I developed my own breathing problems in my late twenties though they never evolved into anything extreme. Still, I can remember times when I suddenly had to stop whatever I was doing, sit calmly, and slowly recover the rhythm of my life. It is a terribly frightening thing to fight to catch your breath.

Breathing problems are often an invisible disability. People who have them sometimes keep them secret – perhaps all too aware of the way asthmatics are treated in fiction and film. Kids in particular are portrayed as weak, as outsiders and as lacking in inner strength.  Children can be cruel; adults are seldom better.

I am struggling right now with the worst virus I’ve had in years and late at night, when all my airways began to close and I literally had to think; breathe in, breathe out, I thought – what an embarrassing way to die that would be: to simply forget to breathe like the subject of some dumb blonde joke. But I overthrew the lethargy of sleep and got up for a while until my breathing cleared, took some medicine that would assure me that things would be alright. And it was.
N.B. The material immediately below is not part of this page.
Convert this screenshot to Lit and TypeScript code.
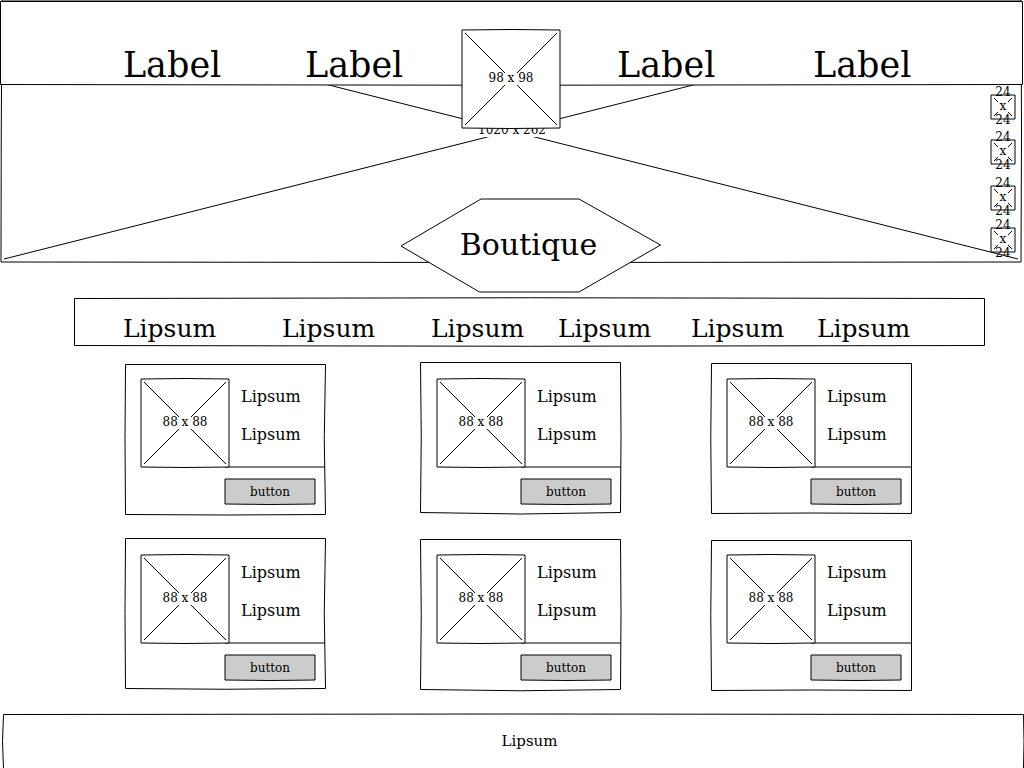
import { LitElement, html, css, svg } from "lit";
import { customElement, property } from "lit/decorators.js";

const inkStyles = css`
  .ink {
    position: absolute;
    inset: 0;
    z-index: -1;
    width: 100%;
    height: 100%;
    overflow: visible;
    pointer-events: none;
  }
  .ink path {
    fill: #fff;
    stroke: #000;
    stroke-width: 1;
    vector-effect: non-scaling-stroke;
  }
  .ink .line {
    fill: none;
  }
  .ink .grey {
    fill: #ccc;
  }
`;

const ink = (w: number, h: number, shape: string, lines = "", tone = "") => html`
  <svg class="ink" viewBox="0 0 ${w} ${h}" preserveAspectRatio="none" aria-hidden="true">
    ${svg`<path class=${tone} d=${shape}></path>`}
    ${lines ? svg`<path class="line" d=${lines}></path>` : ""}
  </svg>
`;

/* Square image placeholder with crossed diagonals and its size as caption. */
@customElement("image-slot")
export class ImageSlot extends LitElement {
  @property({ type: Number }) size = 88;

  static styles = [
    inkStyles,
    css`
      :host {
        display: block;
        flex: none;
      }
      .slot {
        position: relative;
        isolation: isolate;
        display: flex;
        align-items: center;
        justify-content: center;
        box-sizing: border-box;
        font-size: 12px;
        text-align: center;
      }
      .caption {
        padding-bottom: 2px;
        background: #fff;
        line-height: 10px;
        white-space: nowrap;
      }
      .small .caption {
        background: none;
        white-space: normal;
        line-height: 14px;
        width: min-content;
      }
    `,
  ];

  render() {
    const s = this.size;
    const e = s - 3;
    const m = s / 2;
    const small = s < 40;
    const bow = small ? 0 : 1;
    const frame = `M0 0Q${m} ${-bow} ${s} 0V${s}Q${m} ${s + bow} 0 ${s}Z`;
    const cross = small
      ? `M3 3l4 4M${e} 3l-4 4M3 ${e}l4 -4M${e} ${e}l-4 -4`
      : `M3 3L${e} ${e}M${e} 3L3 ${e}`;
    return html`
      <div class="slot ${small ? "small" : ""}" style="width:${s}px;height:${s}px">
        ${ink(s, s, frame, cross)}
        <span class="caption">${s} x ${s}</span>
      </div>
    `;
  }
}

@customElement("product-card")
export class ProductCard extends LitElement {
  @property() frame = "";

  static styles = [
    inkStyles,
    css`
      :host {
        display: block;
      }
      .card {
        position: relative;
        isolation: isolate;
        display: flex;
        flex-direction: column;
        gap: 12px;
        box-sizing: border-box;
        width: 200px;
        padding: 16px 10px 10px 16px;
      }
      .top {
        display: flex;
        gap: 12px;
      }
      .details {
        display: flex;
        flex-direction: column;
        gap: 18px;
        padding-top: 8px;
      }
      p {
        margin: 0;
        font-size: 16px;
        line-height: 20px;
      }
      button {
        position: relative;
        isolation: isolate;
        align-self: flex-end;
        box-sizing: border-box;
        width: 90px;
        height: 25px;
        padding: 2px 0 0;
        border: 0;
        background: none;
        color: inherit;
        font-family: inherit;
        font-size: 12px;
        line-height: 23px;
      }
    `,
  ];

  render() {
    return html`
      <article class="card">
        ${ink(200, 151, this.frame, "M100 104H200")}
        <div class="top">
          <image-slot size="88"></image-slot>
          <div class="details">
            <p>Lipsum</p>
            <p>Lipsum</p>
          </div>
        </div>
        <button type="button">${ink(90, 25, "M0 0H90V25Q45 26 0 25Z", "", "grey")}button</button>
      </article>
    `;
  }
}

@customElement("app-root")
export class AppRoot extends LitElement {
  private menu = ["Label", "Label", "Label", "Label"];
  private tabs = ["Lipsum", "Lipsum", "Lipsum", "Lipsum", "Lipsum", "Lipsum"];
  private frames = [
    "M.5 1.5H200.5Q198 76 200.5 151.5Q100 152.5 .5 151.5Q-.5 76 .5 1.5Z",
    "M-.5 -.5H199.5Q200.5 75 199.5 149.5Q100 152.5 -.5 149.5Q1 75 -.5 -.5Z",
    "M.5 .5H200.5V150.5Q100 149.5 .5 150.5Q-1 75 .5 .5Z",
    "M.5 -.5H200.5Q198 75 200.5 149.5Q100 151 .5 149.5Q-.5 75 .5 -.5Z",
    "M-.5 .5H199.5Q200.5 75 199.5 150.5Q100 153 -.5 150.5Q1 75 -.5 .5Z",
    "M.5 1.5H200.5V151.5Q100 150.5 .5 151.5Q-1 76 .5 1.5Z",
  ];

  static styles = [
    inkStyles,
    css`
      :host {
        display: block;
        overflow: hidden;
        background: #fff;
        color: #000;
        font-family: "DejaVu Serif", serif;
      }
      a {
        color: inherit;
        text-decoration: none;
      }
      .hero {
        position: relative;
        isolation: isolate;
        display: flex;
        flex-direction: column;
        height: 262px;
      }
      .header {
        position: relative;
        isolation: isolate;
        display: grid;
        grid-template-columns: 182fr 312fr 196fr 211fr;
        padding: 45px 0 0 12%;
        font-size: 35px;
        line-height: 40px;
      }
      .hero-caption {
        position: absolute;
        top: 125px;
        left: 0;
        right: 0;
        margin: 0 auto;
        padding-bottom: 2px;
        width: max-content;
        background: #fff;
        font-size: 12px;
        line-height: 10px;
      }
      .logo {
        position: absolute;
        top: 30px;
        left: calc(50% - 50px);
      }
      .social {
        display: grid;
        grid-template-rows: 45px 46px 42px 24px;
        align-self: flex-end;
        padding: 10px 9px 0 0;
      }
      .title {
        position: absolute;
        top: 199px;
        left: calc(50% - 111px);
        isolation: isolate;
        box-sizing: border-box;
        width: 260px;
        height: 94px;
        margin: 0;
        padding-right: 5px;
        font-size: 30px;
        font-weight: normal;
        line-height: 92px;
        text-align: center;
      }
      .tabs {
        position: relative;
        isolation: isolate;
        display: grid;
        grid-template-columns: 159fr 149fr 127fr 133fr 126fr 168fr;
        margin: 36px 39px 0 74px;
        padding: 16px 0 2px 49px;
        font-size: 25px;
        line-height: 30px;
      }
      .products {
        display: grid;
        grid-template-columns: 296fr 290fr 313fr;
        row-gap: 25px;
        padding: 17px 0 24px 125px;
      }
      .footer {
        position: relative;
        isolation: isolate;
        margin-left: 3px;
        padding: 17px 0 17px 32px;
        font-size: 15px;
        line-height: 20px;
        text-align: center;
      }
    `,
  ];

  render() {
    return html`
      <section class="hero">
        ${ink(
          1024,
          262,
          "M2 0H1021Q1022 131 1021 262Q512 263 1 262Q1 131 2 0Z",
          "M4 3L1018 259M1018 3L4 259",
        )}
        <span class="hero-caption">1020 x 262</span>
        <nav class="header" aria-label="Main">
          ${ink(1024, 85, "M.5 1.5H1022.5V84.5Q512 86 .5 84.5Z")}
          ${this.menu.map((t) => html`<a href="#">${t}</a>`)}
        </nav>
        <div class="social">
          ${[0, 1, 2, 3].map(() => html`<image-slot size="24"></image-slot>`)}
        </div>
        <image-slot class="logo" size="98"></image-slot>
        <h1 class="title">
          ${ink(260, 94, "M80 0H178L259.5 46L178 93H78.5L0 47Z")}Boutique
        </h1>
      </section>
      <nav class="tabs" aria-label="Categories">
        ${ink(911, 48, "M.5 .5Q455 -1 910.5 .5V47.5Q455 49 .5 47.5Z")}
        ${this.tabs.map((t) => html`<a href="#">${t}</a>`)}
      </nav>
      <main class="products">
        ${this.frames.map((f) => html`<product-card .frame=${f}></product-card>`)}
      </main>
      <footer class="footer">
        ${ink(1021, 54, "M.5 .5Q510 -.5 1020.5 .5Q1021.5 27 1020.5 54.5H.5Q-1.5 27 .5 .5Z")}
        Lipsum
      </footer>
    `;
  }
}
Still, it makes me think of all those people who struggle with their breathing – there are far more than you think. Some diseases – such as Cystic Fibrosis have been described as slow drowning – the lungs filling with fluid over and over until it finally overwhelms the victim.

Others develop COPD – what used to be called emphysema I think, a constant struggle for breath that puts pressure on all the systems. Then there is sleep apnea. Breathing stops altogether and then resumes – often with a loud barking snort. Funny unless it is happening to you. Over the long term is is debilitating, even deadly.

I’ve never heard anyone’ breathe their last’ though my wife has. Her brother died short of fifty of a multitude of illnesses – though lung disease wasn’t one of them. She was beside him as he died. Breathe, pause, breathe, breathe, pause, pause, breathe, stop.

It will happen to all of us one day. Something to think about in the dark of the night when your own breath comes slow. And you sit up and gasp. And think, keep breathing. As long as you do that everything will be fine.

And that’s ten minutes. From my sick bed.